__What you will do__
Set down all of the data that follows word for word, without the images.

────────

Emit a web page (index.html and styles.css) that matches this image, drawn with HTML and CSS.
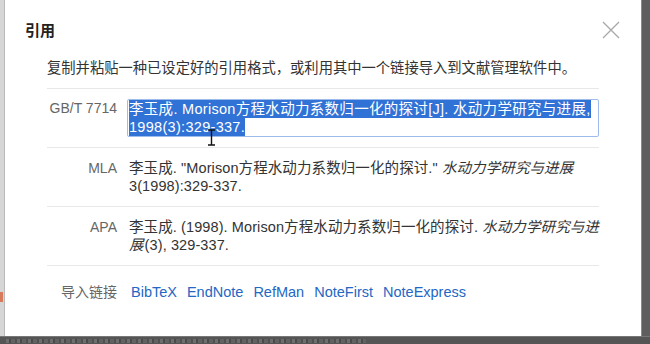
FILE: index.html
```html
<!DOCTYPE html>
<html lang="zh-CN">
<head>
    <meta charset="UTF-8">
    <meta name="viewport" content="width=device-width, initial-scale=1.0">
    <title>引用</title>
    <link rel="stylesheet" href="styles.css">
</head>
<body>
    <div class="screen">
        <div class="backdrop-left"><span class="mark"></span></div>
        <div class="dialog">
            <div class="dialog-header">
                <h3>引用</h3>
                <span class="close">
                    <svg width="18" height="18" viewBox="0 0 18 18"><path d="M1 1 L17 17 M17 1 L1 17" stroke="#a8a8a8" stroke-width="1.3" fill="none"/></svg>
                </span>
            </div>
            <div class="dialog-body">
                <p class="intro">复制并粘贴一种已设定好的引用格式，或利用其中一个链接导入到文献管理软件中。</p>
                <div class="cite-row first">
                    <div class="cite-label">GB/T 7714</div>
                    <div class="cite-box"><span class="sel">李玉成. Morison方程水动力系数归一化的探讨[J]. 水动力学研究与进展, 1998(3):329-337.</span></div>
                    <svg class="ibeam" width="9" height="17" viewBox="0 0 9 17"><path d="M1 1 H8 M4.5 1 V16 M1 16 H8" stroke="#111" stroke-width="1.4" fill="none"/></svg>
                </div>
                <div class="cite-row">
                    <div class="cite-label">MLA</div>
                    <div class="cite-text">李玉成. "Morison方程水动力系数归一化的探讨." <i>水动力学研究与进展</i> 3(1998):329-337.</div>
                </div>
                <div class="cite-row">
                    <div class="cite-label">APA</div>
                    <div class="cite-text">李玉成. (1998). Morison方程水动力系数归一化的探讨. <i>水动力学研究与进展</i>(3), 329-337.</div>
                </div>
                <div class="cite-row links">
                    <div class="cite-label">导入链接</div>
                    <div class="link-list">
                        <a href="#">BibTeX</a>
                        <a href="#">EndNote</a>
                        <a href="#">RefMan</a>
                        <a href="#">NoteFirst</a>
                        <a href="#">NoteExpress</a>
                    </div>
                </div>
            </div>
        </div>
        <div class="backdrop-right"></div>
    </div>
    <div class="backdrop-bottom"></div>
</body>
</html>
```

FILE: styles.css
```css
body {
    margin: 0;
    width: 650px;
    height: 344px;
    overflow: hidden;
    font-family: 'Liberation Sans', 'Noto Sans CJK SC', sans-serif;
    font-size: 14px;
    color: #333;
    background-color: #5c5c5c;
}
.screen {
    display: flex;
    height: 336px;
}
.backdrop-left {
    width: 4px;
    background-color: #d6d6d6;
    border-right: 1px solid #b9b9b9;
    position: relative;
}
.mark {
    position: absolute;
    left: 0;
    top: 292px;
    width: 3px;
    height: 10px;
    background-color: #d87a5c;
}
.backdrop-right {
    width: 8px;
    background-color: #5e5e5e;
    border-left: 1px solid #8a8a8a;
}
.backdrop-bottom {
    height: 7px;
    border-top: 1px solid #777;
    background-color: #555;
    background-image: repeating-linear-gradient(90deg, #6e6e6e 0 3px, #4a4a4a 3px 5px, #626262 5px 9px, #505050 9px 11px);
    background-size: 360px 4px;
    background-repeat: no-repeat;
    background-position: 6px 2px;
}
.dialog {
    width: 637px;
    background: white;
    display: flex;
    flex-direction: column;
}
.dialog-header {
    display: flex;
    justify-content: space-between;
    align-items: center;
    padding: 21px 21px 0 20px;
}
h3 {
    margin: 0;
    font-size: 15px;
    line-height: 20px;
    font-weight: bold;
    color: #222;
}
.close {
    display: flex;
    margin-top: -2px;
}
.dialog-body {
    padding: 0 42px;
}
.intro {
    margin: 17px 0 10px;
    font-size: 14.3px;
    line-height: 20px;
    color: #333;
}
.cite-row {
    display: grid;
    grid-template-columns: 70px 1fr;
    column-gap: 12px;
    border-top: 1px solid #e8e8e8;
    padding: 11px 0;
    line-height: 18px;
    position: relative;
}
.cite-row.first {
    padding: 10px 0;
}
.cite-label {
    text-align: right;
    color: #666;
}
.cite-text {
    font-size: 14.5px;
    letter-spacing: 0.1px;
}
.cite-box {
    font-size: 14.5px;
    letter-spacing: 0.3px;
    border: 1px solid #9dbcec;
    border-radius: 2px;
    margin-left: -2px;
    padding: 0 2px 0 1px;
    height: 36px;
}
.sel {
    background-color: #3172d6;
    color: white;
    padding: 1px 0;
}
.ibeam {
    position: absolute;
    left: 160px;
    top: 40px;
}
.cite-text i {
    font-style: italic;
    padding-right: 1px;
}
.links {
    padding-top: 17px;
}
.link-list {
    display: flex;
    gap: 10px;
    padding-left: 2px;
    font-size: 14.5px;
}
.link-list a {
    color: #2467c4;
    text-decoration: none;
}
```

────────

__Output of the task__
Emit a web page (index.html and styles.css) that matches this image, drawn with HTML and CSS.
FILE: index.html
```html
<!DOCTYPE html>
<html lang="zh-CN">
<head>
    <meta charset="UTF-8">
    <meta name="viewport" content="width=device-width, initial-scale=1.0">
    <title>引用</title>
    <link rel="stylesheet" href="styles.css">
</head>
<body>
    <div class="screen">
        <div class="backdrop-left"><span class="mark"></span></div>
        <div class="dialog">
            <div class="dialog-header">
                <h3>引用</h3>
                <span class="close">
                    <svg width="18" height="18" viewBox="0 0 18 18"><path d="M1 1 L17 17 M17 1 L1 17" stroke="#a8a8a8" stroke-width="1.3" fill="none"/></svg>
                </span>
            </div>
            <div class="dialog-body">
                <p class="intro">复制并粘贴一种已设定好的引用格式，或利用其中一个链接导入到文献管理软件中。</p>
                <div class="cite-row first">
                    <div class="cite-label">GB/T 7714</div>
                    <div class="cite-box"><span class="sel">李玉成. Morison方程水动力系数归一化的探讨[J]. 水动力学研究与进展, 1998(3):329-337.</span></div>
                    <svg class="ibeam" width="9" height="17" viewBox="0 0 9 17"><path d="M1 1 H8 M4.5 1 V16 M1 16 H8" stroke="#111" stroke-width="1.4" fill="none"/></svg>
                </div>
                <div class="cite-row">
                    <div class="cite-label">MLA</div>
                    <div class="cite-text">李玉成. "Morison方程水动力系数归一化的探讨." <i>水动力学研究与进展</i> 3(1998):329-337.</div>
                </div>
                <div class="cite-row">
                    <div class="cite-label">APA</div>
                    <div class="cite-text">李玉成. (1998). Morison方程水动力系数归一化的探讨. <i>水动力学研究与进展</i>(3), 329-337.</div>
                </div>
                <div class="cite-row links">
                    <div class="cite-label">导入链接</div>
                    <div class="link-list">
                        <a href="#">BibTeX</a>
                        <a href="#">EndNote</a>
                        <a href="#">RefMan</a>
                        <a href="#">NoteFirst</a>
                        <a href="#">NoteExpress</a>
                    </div>
                </div>
            </div>
        </div>
        <div class="backdrop-right"></div>
    </div>
    <div class="backdrop-bottom"></div>
</body>
</html>
```

FILE: styles.css
```css
body {
    margin: 0;
    width: 650px;
    height: 344px;
    overflow: hidden;
    font-family: 'Liberation Sans', 'Noto Sans CJK SC', sans-serif;
    font-size: 14px;
    color: #333;
    background-color: #5c5c5c;
}
.screen {
    display: flex;
    height: 336px;
}
.backdrop-left {
    width: 4px;
    background-color: #d6d6d6;
    border-right: 1px solid #b9b9b9;
    position: relative;
}
.mark {
    position: absolute;
    left: 0;
    top: 292px;
    width: 3px;
    height: 10px;
    background-color: #d87a5c;
}
.backdrop-right {
    width: 8px;
    background-color: #5e5e5e;
    border-left: 1px solid #8a8a8a;
}
.backdrop-bottom {
    height: 7px;
    border-top: 1px solid #777;
    background-color: #555;
    background-image: repeating-linear-gradient(90deg, #6e6e6e 0 3px, #4a4a4a 3px 5px, #626262 5px 9px, #505050 9px 11px);
    background-size: 360px 4px;
    background-repeat: no-repeat;
    background-position: 6px 2px;
}
.dialog {
    width: 637px;
    background: white;
    display: flex;
    flex-direction: column;
}
.dialog-header {
    display: flex;
    justify-content: space-between;
    align-items: center;
    padding: 21px 21px 0 20px;
}
h3 {
    margin: 0;
    font-size: 15px;
    line-height: 20px;
    font-weight: bold;
    color: #222;
}
.close {
    display: flex;
    margin-top: -2px;
}
.dialog-body {
    padding: 0 42px;
}
.intro {
    margin: 17px 0 10px;
    font-size: 14.3px;
    line-height: 20px;
    color: #333;
}
.cite-row {
    display: grid;
    grid-template-columns: 70px 1fr;
    column-gap: 12px;
    border-top: 1px solid #e8e8e8;
    padding: 11px 0;
    line-height: 18px;
    position: relative;
}
.cite-row.first {
    padding: 10px 0;
}
.cite-label {
    text-align: right;
    color: #666;
}
.cite-text {
    font-size: 14.5px;
    letter-spacing: 0.1px;
}
.cite-box {
    font-size: 14.5px;
    letter-spacing: 0.3px;
    border: 1px solid #9dbcec;
    border-radius: 2px;
    margin-left: -2px;
    padding: 0 2px 0 1px;
    height: 36px;
}
.sel {
    background-color: #3172d6;
    color: white;
    padding: 1px 0;
}
.ibeam {
    position: absolute;
    left: 160px;
    top: 40px;
}
.cite-text i {
    font-style: italic;
    padding-right: 1px;
}
.links {
    padding-top: 17px;
}
.link-list {
    display: flex;
    gap: 10px;
    padding-left: 2px;
    font-size: 14.5px;
}
.link-list a {
    color: #2467c4;
    text-decoration: none;
}
```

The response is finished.